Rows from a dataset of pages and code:
#####

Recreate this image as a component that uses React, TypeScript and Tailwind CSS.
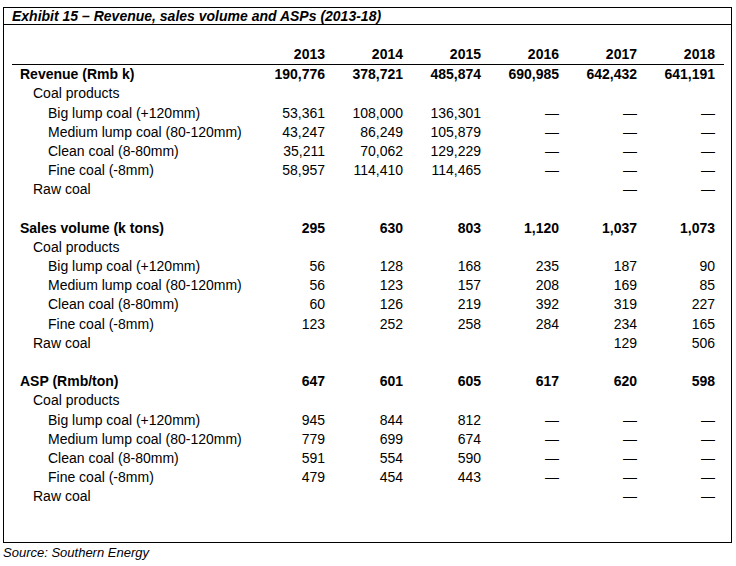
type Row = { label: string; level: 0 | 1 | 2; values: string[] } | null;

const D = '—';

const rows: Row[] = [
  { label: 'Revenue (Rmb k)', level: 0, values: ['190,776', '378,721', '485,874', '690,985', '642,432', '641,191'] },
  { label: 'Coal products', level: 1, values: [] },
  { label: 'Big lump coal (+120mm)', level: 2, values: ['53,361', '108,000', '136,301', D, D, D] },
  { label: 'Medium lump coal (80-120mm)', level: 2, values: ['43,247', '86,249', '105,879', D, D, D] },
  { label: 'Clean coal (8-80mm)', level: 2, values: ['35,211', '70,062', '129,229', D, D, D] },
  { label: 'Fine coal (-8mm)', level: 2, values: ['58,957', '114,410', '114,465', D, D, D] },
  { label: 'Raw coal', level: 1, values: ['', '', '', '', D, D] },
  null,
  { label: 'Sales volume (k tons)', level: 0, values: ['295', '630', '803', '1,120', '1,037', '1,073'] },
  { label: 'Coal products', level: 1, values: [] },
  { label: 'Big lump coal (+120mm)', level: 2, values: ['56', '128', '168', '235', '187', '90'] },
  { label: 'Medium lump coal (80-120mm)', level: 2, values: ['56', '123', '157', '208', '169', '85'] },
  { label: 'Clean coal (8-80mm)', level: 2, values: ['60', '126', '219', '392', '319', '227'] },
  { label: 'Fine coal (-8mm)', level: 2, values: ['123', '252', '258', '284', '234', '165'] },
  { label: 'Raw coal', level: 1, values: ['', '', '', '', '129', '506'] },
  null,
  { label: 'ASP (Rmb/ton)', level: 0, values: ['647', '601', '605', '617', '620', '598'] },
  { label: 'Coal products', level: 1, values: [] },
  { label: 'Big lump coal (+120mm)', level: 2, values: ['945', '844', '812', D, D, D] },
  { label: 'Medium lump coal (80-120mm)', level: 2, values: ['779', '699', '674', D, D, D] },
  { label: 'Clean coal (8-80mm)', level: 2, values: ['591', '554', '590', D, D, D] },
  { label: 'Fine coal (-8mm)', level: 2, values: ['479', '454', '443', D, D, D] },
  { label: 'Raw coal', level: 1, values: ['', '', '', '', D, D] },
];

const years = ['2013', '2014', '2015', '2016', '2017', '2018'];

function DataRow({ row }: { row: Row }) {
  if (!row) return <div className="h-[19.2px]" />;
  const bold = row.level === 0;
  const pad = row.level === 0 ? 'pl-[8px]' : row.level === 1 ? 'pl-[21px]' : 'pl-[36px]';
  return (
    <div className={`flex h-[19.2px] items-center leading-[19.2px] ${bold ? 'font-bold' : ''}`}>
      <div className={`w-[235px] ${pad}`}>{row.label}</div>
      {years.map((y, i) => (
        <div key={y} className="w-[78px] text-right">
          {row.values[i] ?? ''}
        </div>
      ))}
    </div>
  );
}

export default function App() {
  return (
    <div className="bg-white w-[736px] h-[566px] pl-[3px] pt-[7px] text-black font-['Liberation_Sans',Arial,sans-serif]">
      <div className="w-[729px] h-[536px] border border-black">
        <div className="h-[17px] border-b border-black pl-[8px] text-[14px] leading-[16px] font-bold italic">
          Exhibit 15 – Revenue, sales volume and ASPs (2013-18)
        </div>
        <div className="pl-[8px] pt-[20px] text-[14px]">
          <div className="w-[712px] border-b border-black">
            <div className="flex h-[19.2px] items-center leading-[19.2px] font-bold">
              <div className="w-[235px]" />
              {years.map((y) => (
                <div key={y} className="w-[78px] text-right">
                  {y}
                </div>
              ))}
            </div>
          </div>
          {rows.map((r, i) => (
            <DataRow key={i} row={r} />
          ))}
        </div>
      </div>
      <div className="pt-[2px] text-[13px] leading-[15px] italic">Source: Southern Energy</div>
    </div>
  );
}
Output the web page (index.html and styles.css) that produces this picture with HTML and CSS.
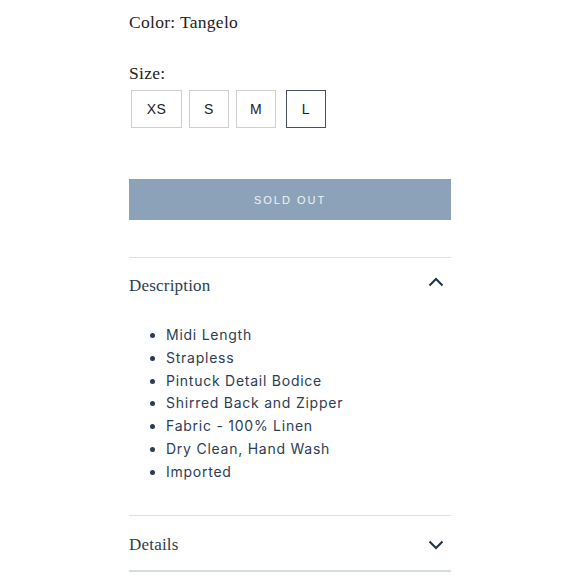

#####

Each entry should be repeated exactly as it appears; the pictures stay out.

Solution to the exercise
Recreate this image as a component that uses React, TypeScript and Tailwind CSS.
type Row = { label: string; level: 0 | 1 | 2; values: string[] } | null;

const D = '—';

const rows: Row[] = [
  { label: 'Revenue (Rmb k)', level: 0, values: ['190,776', '378,721', '485,874', '690,985', '642,432', '641,191'] },
  { label: 'Coal products', level: 1, values: [] },
  { label: 'Big lump coal (+120mm)', level: 2, values: ['53,361', '108,000', '136,301', D, D, D] },
  { label: 'Medium lump coal (80-120mm)', level: 2, values: ['43,247', '86,249', '105,879', D, D, D] },
  { label: 'Clean coal (8-80mm)', level: 2, values: ['35,211', '70,062', '129,229', D, D, D] },
  { label: 'Fine coal (-8mm)', level: 2, values: ['58,957', '114,410', '114,465', D, D, D] },
  { label: 'Raw coal', level: 1, values: ['', '', '', '', D, D] },
  null,
  { label: 'Sales volume (k tons)', level: 0, values: ['295', '630', '803', '1,120', '1,037', '1,073'] },
  { label: 'Coal products', level: 1, values: [] },
  { label: 'Big lump coal (+120mm)', level: 2, values: ['56', '128', '168', '235', '187', '90'] },
  { label: 'Medium lump coal (80-120mm)', level: 2, values: ['56', '123', '157', '208', '169', '85'] },
  { label: 'Clean coal (8-80mm)', level: 2, values: ['60', '126', '219', '392', '319', '227'] },
  { label: 'Fine coal (-8mm)', level: 2, values: ['123', '252', '258', '284', '234', '165'] },
  { label: 'Raw coal', level: 1, values: ['', '', '', '', '129', '506'] },
  null,
  { label: 'ASP (Rmb/ton)', level: 0, values: ['647', '601', '605', '617', '620', '598'] },
  { label: 'Coal products', level: 1, values: [] },
  { label: 'Big lump coal (+120mm)', level: 2, values: ['945', '844', '812', D, D, D] },
  { label: 'Medium lump coal (80-120mm)', level: 2, values: ['779', '699', '674', D, D, D] },
  { label: 'Clean coal (8-80mm)', level: 2, values: ['591', '554', '590', D, D, D] },
  { label: 'Fine coal (-8mm)', level: 2, values: ['479', '454', '443', D, D, D] },
  { label: 'Raw coal', level: 1, values: ['', '', '', '', D, D] },
];

const years = ['2013', '2014', '2015', '2016', '2017', '2018'];

function DataRow({ row }: { row: Row }) {
  if (!row) return <div className="h-[19.2px]" />;
  const bold = row.level === 0;
  const pad = row.level === 0 ? 'pl-[8px]' : row.level === 1 ? 'pl-[21px]' : 'pl-[36px]';
  return (
    <div className={`flex h-[19.2px] items-center leading-[19.2px] ${bold ? 'font-bold' : ''}`}>
      <div className={`w-[235px] ${pad}`}>{row.label}</div>
      {years.map((y, i) => (
        <div key={y} className="w-[78px] text-right">
          {row.values[i] ?? ''}
        </div>
      ))}
    </div>
  );
}

export default function App() {
  return (
    <div className="bg-white w-[736px] h-[566px] pl-[3px] pt-[7px] text-black font-['Liberation_Sans',Arial,sans-serif]">
      <div className="w-[729px] h-[536px] border border-black">
        <div className="h-[17px] border-b border-black pl-[8px] text-[14px] leading-[16px] font-bold italic">
          Exhibit 15 – Revenue, sales volume and ASPs (2013-18)
        </div>
        <div className="pl-[8px] pt-[20px] text-[14px]">
          <div className="w-[712px] border-b border-black">
            <div className="flex h-[19.2px] items-center leading-[19.2px] font-bold">
              <div className="w-[235px]" />
              {years.map((y) => (
                <div key={y} className="w-[78px] text-right">
                  {y}
                </div>
              ))}
            </div>
          </div>
          {rows.map((r, i) => (
            <DataRow key={i} row={r} />
          ))}
        </div>
      </div>
      <div className="pt-[2px] text-[13px] leading-[15px] italic">Source: Southern Energy</div>
    </div>
  );
}
Output the web page (index.html and styles.css) that produces this picture with HTML and CSS.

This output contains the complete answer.